Environmentalists need to be prepared to meet farmers half-way but farmers also need to take on board some of the more urgent messages of the green movement. The most important issue is climate change and the most important measure for combating it is putting a price on carbon. Farmers should not be afraid of this as it will reduce the attractiveness of coal and coal fired power stations and therefore reduce the pressure on agricultural land. Both farmers and environmentalists should in the lead-up to the implementation of this policy, use all their lobbying power to ensure that compensation for increased energy prices goes to consumers, including farmers, rather than the big-polluting corporations.

I would also hope that the Greens can influence the next Federal Government to introduce amendments to federal environmental legislation to have the potential impacts of developments on the Great Artesian Basin and good agricultural land as triggers for Federal Government involvement in those development decisions. Such amendments would ensure that we had another level of government providing oversight of major, high-impact developments when state governments insist on walking into proposals like mining good agricultural land and allowing mining that would endanger the Great Artesian Basin, seeing only the dollars they might bring.

However, the responsibility for ensuring the Queensland environment is protected from irresponsible development lies, in the first instance, with the State Government and the government of Anna Bligh as well as the alternative government, the LNP, need to start showing leadership in this area. Each has a flawed record. Nevertheless, I would not be surprised if the Bligh government were to become the greenest in the state's history (a very low bar of course) in the next few months as they see the Greens vote in the state edge up to that all-important 15-16%. They have already started to a certain extent.

As a result of the work by farmers over the last few years the Bligh government has introduced a potentially good policy framework for protecting prime agricultural land from coal mining and Minister Robertson says he is set to introduce some sweeping reforms on coal seam gas.
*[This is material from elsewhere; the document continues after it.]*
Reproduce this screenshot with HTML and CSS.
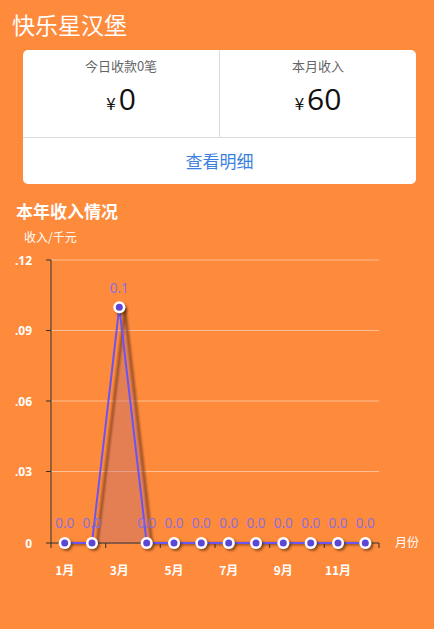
FILE: index.html
```html
<!DOCTYPE html>
<html lang="zh">
<head>
<meta charset="utf-8">
<link rel="stylesheet" href="styles.css">
</head>
<body>
<header class="top">
  <h1 class="shop">快乐星汉堡</h1>
</header>
<section class="card">
  <div class="stats">
    <div class="stat">
      <div class="stat-label">今日收款0笔</div>
      <div class="stat-value"><span class="yen">¥</span>0</div>
    </div>
    <div class="stat">
      <div class="stat-label">本月收入</div>
      <div class="stat-value"><span class="yen">¥</span>60</div>
    </div>
  </div>
  <div class="detail">查看明细</div>
</section>
<section class="chart-sec">
  <h2 class="chart-title">本年收入情况</h2>
  <div class="unit">收入/千元</div>
  <svg class="chart" width="434" height="384" viewBox="0 245 434 384" xmlns="http://www.w3.org/2000/svg">
    <defs>
      <filter id="blur" x="-20%" y="-20%" width="140%" height="140%">
        <feGaussianBlur stdDeviation="1"/>
      </filter>
      <filter id="dot" x="-50%" y="-50%" width="220%" height="220%">
        <feDropShadow dx="2" dy="2" stdDeviation="1.2" flood-color="#3a1a00" flood-opacity="0.55"/>
      </filter>
    </defs>
    <g class="grid">
      <line x1="51" y1="260" x2="379" y2="260"/>
      <line x1="51" y1="330.5" x2="379" y2="330.5"/>
      <line x1="51" y1="401" x2="379" y2="401"/>
      <line x1="51" y1="471.5" x2="379" y2="471.5"/>
    </g>
    <g class="ylab">
      <text x="32" y="264.5">.12</text>
      <text x="32" y="335">.09</text>
      <text x="32" y="405.5">.06</text>
      <text x="32" y="476">.03</text>
      <text x="32" y="547.5">0</text>
    </g>
    <polygon class="area" points="97,544 125,308 152,544"/>
    <polyline class="shadow" filter="url(#blur)" points="70,544 97,544 125,309 152,544 371,544"/>
    <g class="axis">
      <line x1="51" y1="260" x2="51" y2="543.5"/>
      <line x1="46" y1="260" x2="51" y2="260"/>
      <line x1="46" y1="330.5" x2="51" y2="330.5"/>
      <line x1="46" y1="401" x2="51" y2="401"/>
      <line x1="46" y1="471.5" x2="51" y2="471.5"/>
      <line x1="46" y1="543" x2="51" y2="543"/>
      <line x1="51" y1="543" x2="379" y2="543"/>
      <line x1="51" y1="543" x2="51" y2="548"/>
      <line x1="105.7" y1="543" x2="105.7" y2="548"/>
      <line x1="160.3" y1="543" x2="160.3" y2="548"/>
      <line x1="215" y1="543" x2="215" y2="548"/>
      <line x1="269.7" y1="543" x2="269.7" y2="548"/>
      <line x1="324.3" y1="543" x2="324.3" y2="548"/>
      <line x1="379" y1="543" x2="379" y2="548"/>
    </g>
    <polyline class="line" points="64.7,543 92,543 119.3,307.2 146.7,543 174,543 201.3,543 228.7,543 256,543 283.3,543 310.7,543 338,543 365.3,543"/>
    <g class="dots" filter="url(#dot)">
      <circle cx="64.7" cy="543" r="6"/>
      <circle cx="92" cy="543" r="6"/>
      <circle cx="119.3" cy="307.2" r="6"/>
      <circle cx="146.7" cy="543" r="6"/>
      <circle cx="174" cy="543" r="6"/>
      <circle cx="201.3" cy="543" r="6"/>
      <circle cx="228.7" cy="543" r="6"/>
      <circle cx="256" cy="543" r="6"/>
      <circle cx="283.3" cy="543" r="6"/>
      <circle cx="310.7" cy="543" r="6"/>
      <circle cx="338" cy="543" r="6"/>
      <circle cx="365.3" cy="543" r="6"/>
    </g>
    <g class="dots-in">
      <circle cx="64.7" cy="543" r="3.5"/>
      <circle cx="92" cy="543" r="3.5"/>
      <circle cx="119.3" cy="307.2" r="3.5"/>
      <circle cx="146.7" cy="543" r="3.5"/>
      <circle cx="174" cy="543" r="3.5"/>
      <circle cx="201.3" cy="543" r="3.5"/>
      <circle cx="228.7" cy="543" r="3.5"/>
      <circle cx="256" cy="543" r="3.5"/>
      <circle cx="283.3" cy="543" r="3.5"/>
      <circle cx="310.7" cy="543" r="3.5"/>
      <circle cx="338" cy="543" r="3.5"/>
      <circle cx="365.3" cy="543" r="3.5"/>
    </g>
    <g class="vlab">
      <text x="64.7" y="528">0.0</text>
      <text x="92" y="528">0.0</text>
      <text x="119.3" y="292.5">0.1</text>
      <text x="146.7" y="528">0.0</text>
      <text x="174" y="528">0.0</text>
      <text x="201.3" y="528">0.0</text>
      <text x="228.7" y="528">0.0</text>
      <text x="256" y="528">0.0</text>
      <text x="283.3" y="528">0.0</text>
      <text x="310.7" y="528">0.0</text>
      <text x="338" y="528">0.0</text>
      <text x="365.3" y="528">0.0</text>
    </g>
    <g class="xlab">
      <text x="64.7" y="575">1月</text>
      <text x="119.3" y="575">3月</text>
      <text x="174" y="575">5月</text>
      <text x="228.7" y="575">7月</text>
      <text x="283.3" y="575">9月</text>
      <text x="338" y="575">11月</text>
    </g>
    <text class="xname" x="395" y="547">月份</text>
  </svg>
</section>
</body>
</html>
```
FILE: styles.css
```css
html, body {
  margin: 0;
  padding: 0;
}
body {
  background: #fe8a3c;
  font-family: "Noto Sans CJK SC", "Noto Sans", sans-serif;
  width: 434px;
  height: 629px;
  overflow: hidden;
}
.top {
  padding: 10px 12px 0;
}
.shop {
  margin: 0;
  font-size: 23px;
  line-height: 28px;
  font-weight: 400;
  color: #fff;
}
.card {
  margin: 12px 0 0 23px;
  width: 393px;
  background: #fff;
  border-radius: 5px;
  overflow: hidden;
}
.stats {
  display: flex;
  height: 87px;
  border-bottom: 1px solid #dcdcdc;
}
.stat {
  flex: 1;
  text-align: center;
  padding-top: 7px;
}
.stat + .stat {
  border-left: 1px solid #dcdcdc;
}
.stat-label {
  font-size: 13px;
  line-height: 18px;
  color: #666;
}
.stat-value {
  font-family: "Open Sans", "Noto Sans", sans-serif;
  font-size: 30px;
  line-height: 36px;
  margin-top: 6px;
  color: #111;
}
.yen {
  font-size: 17px;
  margin-right: 3px;
  font-family: "Noto Sans CJK SC", sans-serif;
}
.detail {
  height: 46px;
  line-height: 46px;
  text-align: center;
  font-size: 17px;
  color: #3b7fe0;
}
.chart-sec {
  margin-top: 15px;
}
.chart-title {
  margin: 0 0 0 16px;
  font-size: 17px;
  line-height: 24px;
  font-weight: 700;
  color: #fff;
}
.unit {
  margin: 6px 0 0 24px;
  font-size: 12px;
  line-height: 16px;
  color: #fff;
}
.chart {
  display: block;
}
.grid line {
  stroke: rgba(255, 255, 255, 0.45);
  stroke-width: 1;
}
.axis line {
  stroke: #333;
  stroke-width: 1;
}
.ylab text {
  fill: #fff;
  font-size: 12px;
  font-weight: 700;
  text-anchor: end;
  font-family: "Noto Sans", sans-serif;
}
.area {
  fill: rgba(190, 110, 120, 0.4);
}
.shadow {
  fill: none;
  stroke: rgba(70, 30, 10, 0.55);
  stroke-width: 2.5;
}
.line {
  fill: none;
  stroke: #6a55f2;
  stroke-width: 2;
  stroke-linejoin: round;
}
.dots circle {
  fill: #fff;
}
.dots-in circle {
  fill: #5b46d6;
}
.vlab text {
  fill: #8d6fdc;
  font-size: 13.5px;
  text-anchor: middle;
  font-family: "Noto Sans", sans-serif;
}
.xlab text {
  fill: #fff;
  font-size: 12px;
  font-weight: 700;
  text-anchor: middle;
}
.xname {
  fill: #fff;
  font-size: 12px;
}
```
These won't be good enough but we will continue the pressure until they are.

Unfortunately, the LNP has convinced itself that environmentalists are their enemy and political conservatives generally (with a few notable exceptions) have taken an ideological attitude to the issue of climate change preferring to see acceptance of human-induced climate change as the defining poliical stance rather than the policy mechanisms that must be adopted to deal with it. Instead of seeing climate change as a policy challenge and focusing their efforts on the question of what are the best policy responses for dealing with it – market mechanisms, regulation and so on – they believe the key question is whether or not climate change even exists.
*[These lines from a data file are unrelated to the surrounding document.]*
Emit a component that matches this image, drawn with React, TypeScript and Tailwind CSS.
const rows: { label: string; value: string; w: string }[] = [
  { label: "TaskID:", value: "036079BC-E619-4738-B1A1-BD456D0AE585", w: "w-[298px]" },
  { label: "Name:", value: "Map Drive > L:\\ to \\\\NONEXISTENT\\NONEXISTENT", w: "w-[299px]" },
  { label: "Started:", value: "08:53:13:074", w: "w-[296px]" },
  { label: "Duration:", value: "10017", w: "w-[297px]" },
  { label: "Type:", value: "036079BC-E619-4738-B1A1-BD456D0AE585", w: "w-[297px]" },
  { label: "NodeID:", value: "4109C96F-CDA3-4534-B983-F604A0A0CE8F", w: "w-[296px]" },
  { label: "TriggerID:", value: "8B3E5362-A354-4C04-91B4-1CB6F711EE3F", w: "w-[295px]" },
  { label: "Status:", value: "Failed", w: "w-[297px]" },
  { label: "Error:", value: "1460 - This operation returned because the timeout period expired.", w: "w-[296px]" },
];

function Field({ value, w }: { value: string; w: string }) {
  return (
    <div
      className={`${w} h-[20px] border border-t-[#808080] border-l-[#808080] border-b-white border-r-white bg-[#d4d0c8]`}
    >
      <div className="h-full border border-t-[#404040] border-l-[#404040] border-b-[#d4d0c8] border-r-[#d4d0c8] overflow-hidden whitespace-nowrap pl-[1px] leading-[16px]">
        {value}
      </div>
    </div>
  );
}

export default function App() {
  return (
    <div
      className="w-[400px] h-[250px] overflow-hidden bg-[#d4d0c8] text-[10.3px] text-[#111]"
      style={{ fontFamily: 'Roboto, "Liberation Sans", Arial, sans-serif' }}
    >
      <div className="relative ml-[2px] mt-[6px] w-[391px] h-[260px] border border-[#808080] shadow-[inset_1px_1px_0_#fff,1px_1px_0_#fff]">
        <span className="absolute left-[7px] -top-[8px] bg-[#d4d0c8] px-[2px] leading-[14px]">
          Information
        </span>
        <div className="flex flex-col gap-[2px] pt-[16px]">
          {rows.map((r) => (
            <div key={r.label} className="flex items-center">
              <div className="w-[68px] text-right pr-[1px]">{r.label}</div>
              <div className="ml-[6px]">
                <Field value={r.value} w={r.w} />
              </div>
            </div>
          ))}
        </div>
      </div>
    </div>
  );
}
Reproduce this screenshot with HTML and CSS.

With such an attitude the LNP is just capable of snatching defeat from the jaws of victory at the next election - again. The key environmental issues of the next state election will be climate change and the protection of agricultural land, environmentally sensitive areas and water resources from the ravages of mining. No political party can afford to go into that election without seriously addressing these concerns.
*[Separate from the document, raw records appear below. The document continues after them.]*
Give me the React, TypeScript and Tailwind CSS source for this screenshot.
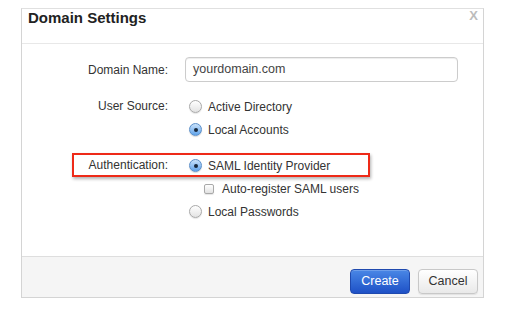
import type { ReactNode } from 'react';

const Radio = ({ checked }: { checked?: boolean }) =>
  checked ? (
    <span className="relative flex h-[13px] w-[13px] shrink-0 items-center justify-center rounded-full border border-[#5b8fc9] bg-gradient-to-b from-[#c9e2fa] to-[#5fa3ea] shadow-[0_1px_1px_rgba(0,0,0,0.15)]">
      <span className="h-[4px] w-[4px] rounded-full bg-[#17283b]" />
    </span>
  ) : (
    <span className="h-[13px] w-[13px] shrink-0 rounded-full border border-[#a9a9a9] bg-gradient-to-b from-[#ffffff] to-[#e3e3e3] shadow-[0_1px_1px_rgba(0,0,0,0.1)]" />
  );

const Checkbox = () => (
  <span className="h-[10px] w-[10px] shrink-0 rounded-[2px] border border-[#a9a9a9] bg-gradient-to-b from-[#ffffff] to-[#e2e2e2] shadow-[0_1px_1px_rgba(0,0,0,0.1)]" />
);

const Option = ({ children, checked }: { children: ReactNode; checked?: boolean }) => (
  <div className="flex h-[23px] items-center gap-[6px]">
    <Radio checked={checked} />
    <span>{children}</span>
  </div>
);

const App = () => {
  return (
    <div className="min-h-screen bg-white pl-[21px] pt-[8px] font-['Liberation_Sans',Arial,sans-serif] text-[12px] text-[#333]">
      <div className="flex h-[290px] w-[463px] flex-col border border-[#d4d4d4] border-t-[#e0e0e0] bg-white">
        {/* Header */}
        <div className="relative h-[35px] shrink-0 border-b border-[#e8e8e8] pl-[6px]">
          <h3 className="text-[15px] font-bold leading-[18px] text-[#222]">Domain Settings</h3>
          <span className="absolute right-[5px] top-[0px] text-[13px] font-bold leading-[13px] text-[#bcbcbc]">X</span>
        </div>

        {/* Body */}
        <div className="flex-1 pt-[13px]">
          <div className="flex h-[25px] items-center">
            <label className="w-[146px] text-right">Domain Name:</label>
            <div className="ml-[17px] flex h-[25px] w-[273px] items-center rounded-[4px] border border-[#cccccc] pl-[7px] text-[12.5px] text-[#444] shadow-[inset_0_1px_1px_rgba(0,0,0,0.075)]">
              yourdomain.com
            </div>
          </div>

          <div className="mt-[13px] flex items-start">
            <div className="w-[146px] text-right leading-[23px]">User Source:</div>
            <div className="ml-[21px] flex flex-col">
              <Option>Active Directory</Option>
              <Option checked>Local Accounts</Option>
            </div>
          </div>

          <div className="relative mt-[13px] flex items-start">
            <div className="w-[146px] text-right leading-[23px]">Authentication:</div>
            <div className="ml-[21px] flex flex-col">
              <Option checked>SAML Identity Provider</Option>
              <div className="flex h-[23px] items-center gap-[8px] pl-[15px]">
                <Checkbox />
                <span>Auto-register SAML users</span>
              </div>
              <Option>Local Passwords</Option>
            </div>
            {/* highlight annotation */}
            <div className="absolute left-[50px] top-[-1px] h-[24px] w-[298px] border-2 border-[#ee2a18] shadow-[1px_2px_3px_rgba(0,0,0,0.3)]" />
          </div>
        </div>

        {/* Footer */}
        <div className="flex h-[41px] shrink-0 items-start justify-end gap-[8px] border-t border-[#dedede] bg-[#f5f5f5] pr-[5px] pt-[12px]">
          <button className="h-[25px] w-[60px] rounded-[4px] border border-[#1f49ae] bg-gradient-to-b from-[#4a87e6] to-[#1f50c6] text-[12.5px] text-white shadow-[inset_0_1px_0_rgba(255,255,255,0.2)]">
            Create
          </button>
          <button className="h-[25px] w-[60px] rounded-[4px] border border-[#c8c8c8] bg-gradient-to-b from-[#ffffff] to-[#e9e9e9] text-[12.5px] text-[#333] shadow-[0_1px_1px_rgba(0,0,0,0.08)]">
            Cancel
          </button>
        </div>
      </div>
    </div>
  );
};

export default App;
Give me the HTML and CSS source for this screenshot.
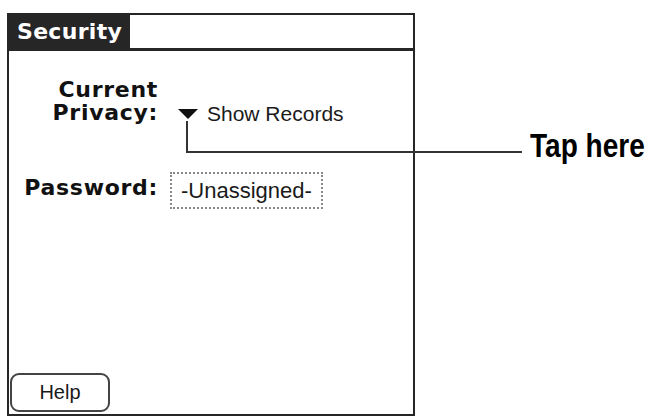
FILE: index.html
```html
<!DOCTYPE html>
<html lang="en">
<head>
  <meta charset="UTF-8">
  <title>Security</title>
  <link rel="stylesheet" href="styles.css">
</head>
<body>
  <div class="page">
    <div class="screen">
      <div class="titlebar">
        <h1 class="title">Security</h1>
      </div>

      <div class="form">
        <!-- privacy picker, with the callout pointing at it -->
        <div class="row row-privacy">
          <div class="label">Current<br>Privacy:</div>
          <div class="picker">
            <svg class="arrow" width="20" height="10" viewBox="0 0 20 10">
              <polygon points="0,0 20,0 10,10" fill="#111"/>
            </svg>
            <span>Show Records</span>
          </div>
          <div class="callout">
            <span class="callout-label">Tap here</span>
          </div>
        </div>

        <div class="row row-password">
          <div class="label">Password:</div>
          <div class="field">-Unassigned-</div>
        </div>
      </div>

      <div class="footer">
        <button class="btn">Help</button>
      </div>
    </div>
  </div>
</body>
</html>
```

FILE: styles.css
```css
body {
  margin: 0;
  background: #fff;
  color: #111;
  font-family: "Liberation Sans", Arial, sans-serif;
}
.page {
  padding: 13px 0 0 7px;
}
.screen {
  width: 408px;
  height: 403px;
  box-sizing: border-box;
  border: 2px solid #262626;
  display: flex;
  flex-direction: column;
}

/* title tab and the rule under it */
.titlebar {
  display: flex;
  height: 36px;
  box-sizing: border-box;
  border-bottom: 3px solid #262626;
}
.title {
  margin: 0;
  padding: 0 8px;
  background: #262626;
  color: #fff;
  font-family: "DejaVu Sans", sans-serif;
  font-weight: bold;
  font-size: 22px;
  line-height: 33px;
  letter-spacing: 0.3px;
}

.form {
  padding-top: 27px;
}
.row {
  display: flex;
}
.label {
  width: 149px;
  text-align: right;
  font-family: "DejaVu Sans", sans-serif;
  font-weight: bold;
  font-size: 22px;
  line-height: 23px;
  letter-spacing: 0.7px;
}
.row-privacy {
  position: relative;
  align-items: flex-end;
}
.picker {
  display: flex;
  align-items: center;
  gap: 9px;
  margin: 0 0 -2px 20px;
  font-size: 21px;
  line-height: 24px;
  color: #1a1a1a;
}
.arrow {
  display: block;
}

/* L-shaped leader line from the arrow out to the label */
.callout {
  position: absolute;
  left: 177px;
  top: 43px;
  width: 336px;
  height: 32px;
  box-sizing: border-box;
  border-left: 2px solid #333;
  border-bottom: 2px solid #333;
}
.callout-label {
  position: absolute;
  left: calc(100% + 8px);
  top: 8px;
  white-space: nowrap;
  font-weight: bold;
  font-size: 33px;
  line-height: 33px;
  color: #000;
  transform: scaleX(0.85);
  transform-origin: left center;
}

.row-password {
  margin-top: 48px;
  align-items: flex-start;
}
.row-password .label {
  margin-top: 4px;
}
.field {
  margin-left: 12px;
  height: 37px;
  box-sizing: border-box;
  padding: 0 9px;
  border: 2px dotted #888;
  font-size: 22px;
  line-height: 33px;
  color: #1a1a1a;
}

.footer {
  margin-top: auto;
}
.btn {
  display: block;
  margin: 0 0 2px 1px;
  width: 100px;
  height: 39px;
  padding: 0;
  background: #fff;
  border: 2px solid #444;
  border-radius: 9px;
  font-family: "Liberation Sans", Arial, sans-serif;
  font-size: 20px;
  color: #1a1a1a;
}
```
There is also the need for a slightly longer term program of environmental law reform. Environmental campaigners have been struggling for years against the profoundly anti-environmental content of development legislation like the Coordinator General’s State Development Public Works Organisation Act, our major planning legislation the Sustainable Planning Act, our system of environmental impact assessment, the sections covering mining in the Environmental Protection Act and public consultation and appeal rights in much of this legislation. The current conflict between mining and agricultural interests is testimony to the fact that environmental advocates, like me, have failed to get these reforms enacted in the past.

The key issue of our times is how we use natural resources. This is not a trite observation. It has enormous ramifications for how politics play out in the next few decades.  People will line up according to where they stand in relation to that key question. Conservationists, farmers, some unions, some finance capital, capital with an interest in renewable energy, inner city professionals and many others will stand for a sustainable approach while the fossil fuel industries, their political backers on the right and the left, some unions and others will fight all attempts to achieve such a transition. At an international level this could even involve 'resource wars'. In organising for this struggle we need to ditch irrelevant class war slogans and hackneyed ideological positions. The green-farmer alliance is an early but necessary step in the movement for sustainability.